Maybe if John Cena wasn’t such a company man, if he was a little more Steve Austin, he’d veto some of the rubbish they tell him to do and make him say. Austin knew when it was time to clock out and walk out. I hope John Cena knows when that time is for him and doesn’t let the WWE machine keep running his ‘independently contracted’ into an early grave.
Austin took his ball and went home. The next time he wrestled, less than a year later was a last match. I’ve heard an interview by Jim Ross saying that Austin was in so much pain he wasn’t sure he’d survive.

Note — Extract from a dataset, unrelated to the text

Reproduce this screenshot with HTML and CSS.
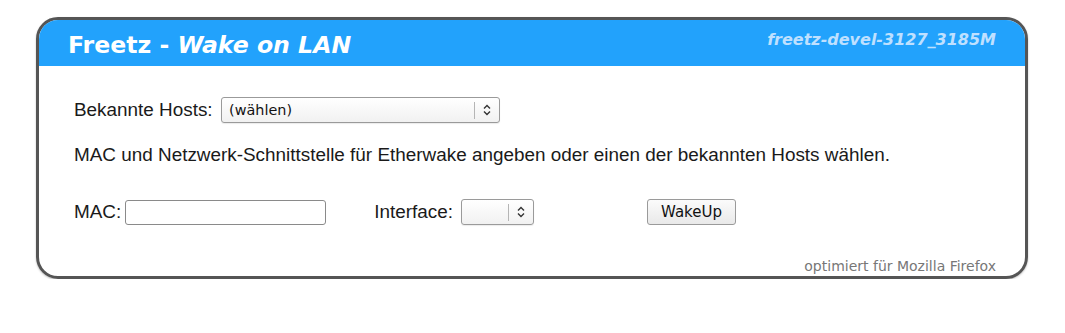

So his thing about being against just throwing Brock vs Austin out there with no build seems pretty weak, because he should have known he was almost done and there might not have been time for that build.
Meanwhile, in a business where people always want realism I think Cena is real when he shakes off losses. In how many pro sports does the starr QB get to say the team owner is out to get him and the refs screwed them. You get to use your last loss as motivation for your next win, you get to say you regret is happened and say you’ve got to do better next time. That’s all you can do. That’s what Cena does
That’s why I didn’t say ALL fans have been hoping for a Cena heel turn, because I’m fine with face Cena too.
Cena makes more sense as a face because his whole character is being a friend to all children and standing up for what’s right. Turning him heel would be like turning Rey Mysterio heel–the motivations that make someone do evil things are completely absent from both characters.
The fans’ problem is that, after eight years of trying to force a Cena heel turn, they no longer even understand what heels are or how heel turns are supposed to work. When Cena came out on Raw last night and joked about doing a heel turn, I saw people on Tumblr actually believing this was how they would turn him heel. It’s like they think he’ll just punch a random babyface for no reason, and suddenly he’ll be the 2003 rapper Cena all over again.
WWE’s problem, on the other hand, is that they’ve lost sight of what faces are, which is why nobody over 25 actually likes any of the good guys. But that’s a whole other discussion.